AN OLD MAXIM of the screenwriting game states that each story told is based on one of only seven basic plotlines. The secret to entertaining an increasingly savvy audience is to bend, warp and even blend those plots together in new and unexpected ways. Similarly, CFI Education, which, like the Mill Valley Film Festival, is under the umbrella of the California Film Institute, seeks new ways to teach mainly young people to understand and appreciate the art and science of filmmaking.
Mark Fishkin is the co-founder of the Mill Valley Film Festival and Founder and Executive Director of the California Film Institute.
1. Conquering the Monster
PLOT: The hero sets out to defeat an enemy that threatens the hero and his homeland.
CLASSIC: Nicholas Nickleby
RECENT: Star Wars IV: A New Hope
REAL LIFE: In the case of the MVFF, the “monster” could be seen as audiences who are content to watch studio blockbuster films filled with empty characters and hackneyed stories. “Our mission has always been to celebrate and promote film as art and education,” says Mark Fishkin, CFI executive director, and one of the MVFF founders. Education programs began soon after the MVFF began in 1978. “Events like Music and the Movies at The Warfield, a tribute to late concert promoter Bill Graham, or workshops — we did 11 workshops for kids within the first two or three years.”
2. RAGS TO RICHES
PLOT: A poor protagonist acquires money, power or a mate, and then loses it all but gets it back once she has learned and grown as a person.
Real Life: Fishkin relates, “We wanted to do things outside the purview of the festival to expand our base. It was all tied into the fact we knew we wanted to be a year round organization.” George Lucas funded the first program. “That has since gone on to become CFI Education, which serves about 6,500 kids a year,” says Fishkin. While CFI never “lost it all,” it saw only limited growth at first, but hit its stride after acquiring the Rafael Film Center.
3. The Quest
PLOT: The hero and companions journey to locate a valuable object. Along the way they face roadblocks and temptations.

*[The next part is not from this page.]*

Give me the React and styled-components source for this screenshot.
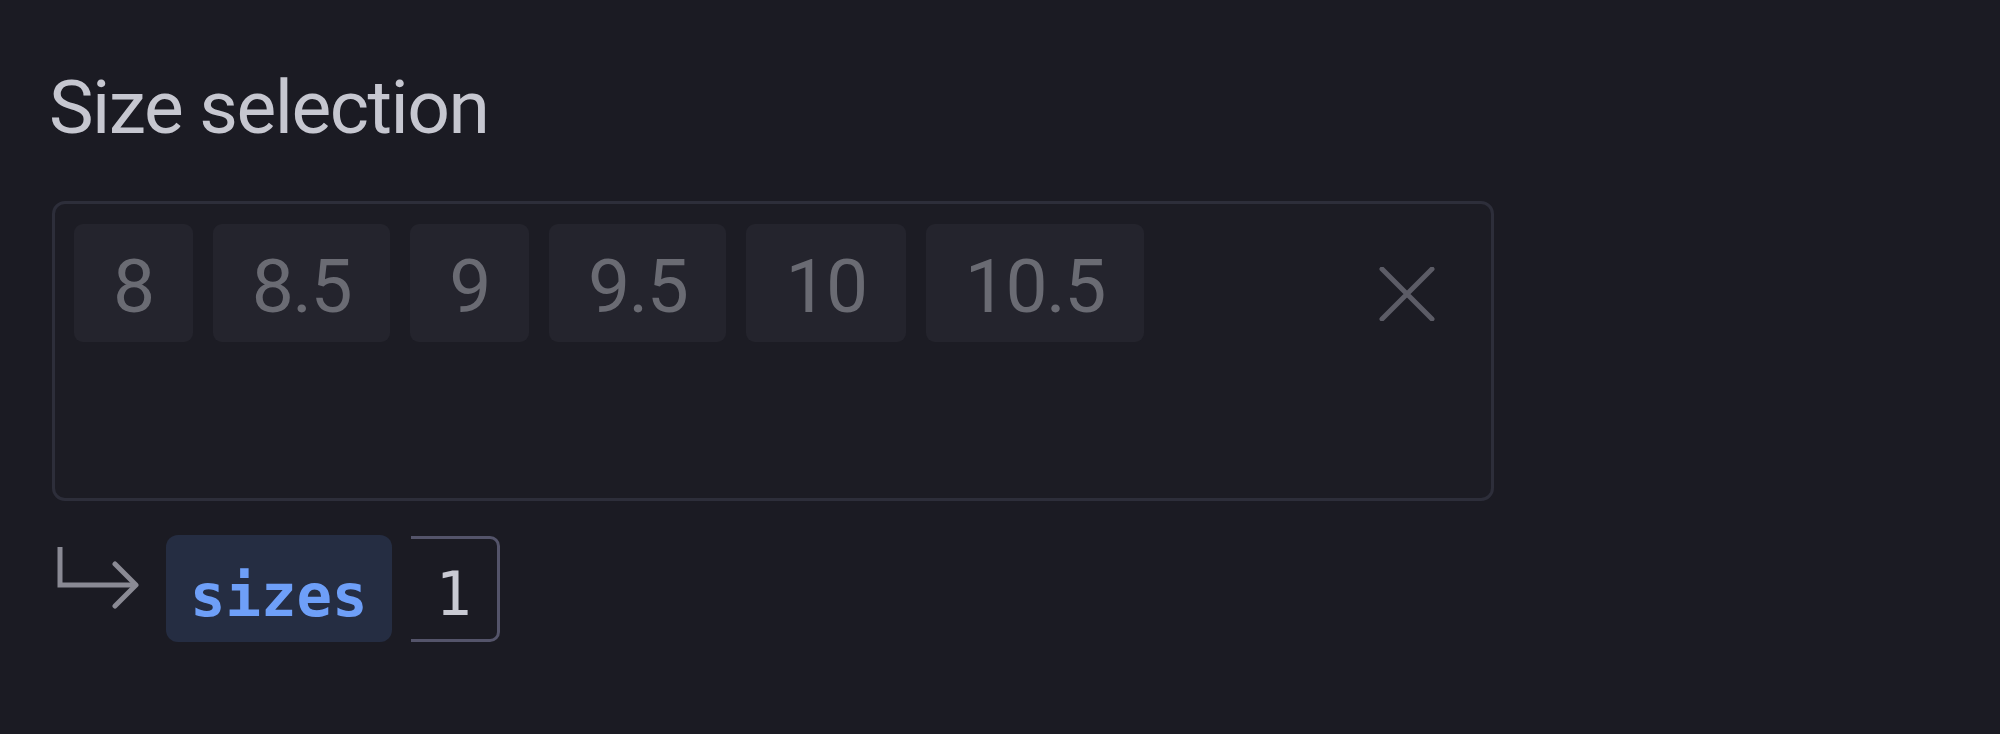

CLASSIC:> Jason and the Argonauts
RECENT: Lord of the Rings
REAL LIFE: According to Fishkin, the quest for CFI is to safeguard the valued cinematic experiences of the community. “I’ve come up with this phrase for us that people have been using: trusted curator. Based on a 125-word description in a program, people come to see a movie. They trust it’s going to be worthwhile. With the Internet, and blogs, and these kinds of recommendations, it’s even more important that you have a defined taste and perspective.”
4. Voyage and Return
PLOT: The hero heads off to a strange land and, after overcoming its challenges, he returns richer for the experience.
CLASSIC: The Odyssey
RECENT: The Secret Life of Walter Mitty
REAL LIFE: Every year, Fishkin voyages to Midway, Utah, where he serves on the board of the Art House Convergence and brings back ideas to keep CFI sustainable. “More than 450 people representing 700 movie screens,” says Fishkin. Why do these independent operators come together? “It’s about how do you make a sustainable organization? How do you expand your mission? And how do you operate year-round?”
PLOT: Two protagonists, destined to be in love, are kept apart by circumstances until the end of the story.
CLASSIC: A Midsummer Night’s Dream
RECENT: The Five-Year Engagement
REAL LIFE: My Place/My Story is a program that gives at-risk youth access to digital filmmaking equipment as a way to learn how to tell stories. “One young girl got kicked out of school for taking a knife to class because she was being bullied,” remembers Fishkin. “She made a film about it, they showed it to the administrators, and they let her back in school.” Film educators believe that once kids can learn to tell their stories and understand their world they can never be kept from the good things they want in life.
PLOT: The protagonist is a villain who falls from a position of power, and whose death makes for a satisfying ending.
CLASSIC: Bonnie and Clyde
REAL LIFE: It’s tricky to pull a flawed character off well. It’s the sort of thing that can be learned in programs such as A Place in the World and Future Professionals. Innately embedded in all these programs is a degree of film literacy. It’s “really important now for kids to understand what’s going on because you’re bombarded with images every day,” explains Fishkin. “These programs help them open up to the world and other kids. What they do is break up into small groups to talk about things like what makes a good film.”
PLOT: A villain or unlikable character is able to redeem him or herself by the story’s end.
CLASSIC: Beauty and the Beast
RECENT: Ghost Town
REAL LIFE: CFI Education is not all about film; sometimes it's about using the medium to understand broader concepts — maybe even using that understanding to improve the earth. With the Environmental Youth Forum, “we wanted to create something that would work with the schools and have young kids raise their consciousness about what’s going on with the environment,” says Fishkin. “We have people from different environmental organizations there so they can engage with the kids, who can then learn directly about what’s being done on the ground.”